If at first this doesn't much resemble Todd Haynes' usual work, that changes as we spend more time in middle class domestic spaces, offices and waiting rooms. Haynes' habit of placing his characters slightly lower in the frame than we're used to emphasises the smallness of all the individuals we meet in comparison to the corporate and social machines of which they are part. There is no shortage of that darkness that he taps into so effectively, and his characteristic quietness of approach is well suited to a story in which apathy and negligence add as much to that as any direct action. Indeed, at no point is it suggested that DuPont had ill intent - simply that it failed to make changes and instead covered up emerging evidence that something was very, very wrong.

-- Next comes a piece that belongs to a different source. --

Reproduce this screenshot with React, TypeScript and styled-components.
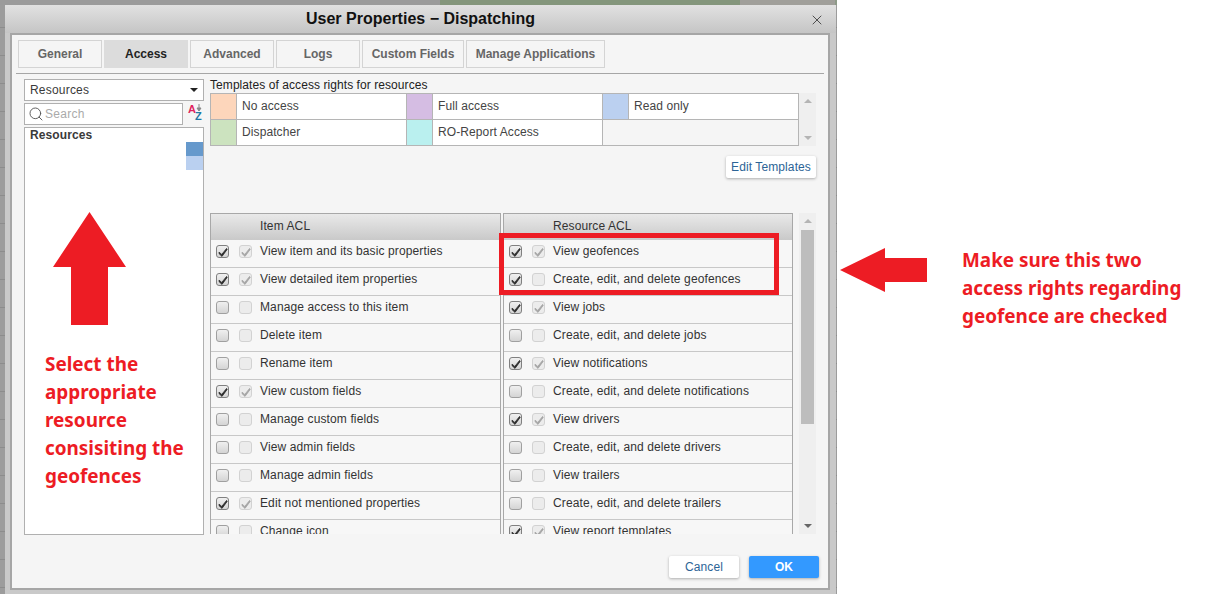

DuPont has claimed that some of the events depicted in this film are misleading or untrue, but hasn't, as far as we're aware, specified exactly which depictions it takes issue with. Legal cases related to the company's record on pollution are ongoing but Haynes is at least as interested in the cultural issues at play here and the psychological impact of living in such an unbalanced world. There's some fantastic character work and solid acting all round, with the possible exception of Anne Hathaway, who has too little to do as Bilott's wife (herself an accomplished lawyer in real life) and overacts in places in an apparent effort to avoid being overlooked.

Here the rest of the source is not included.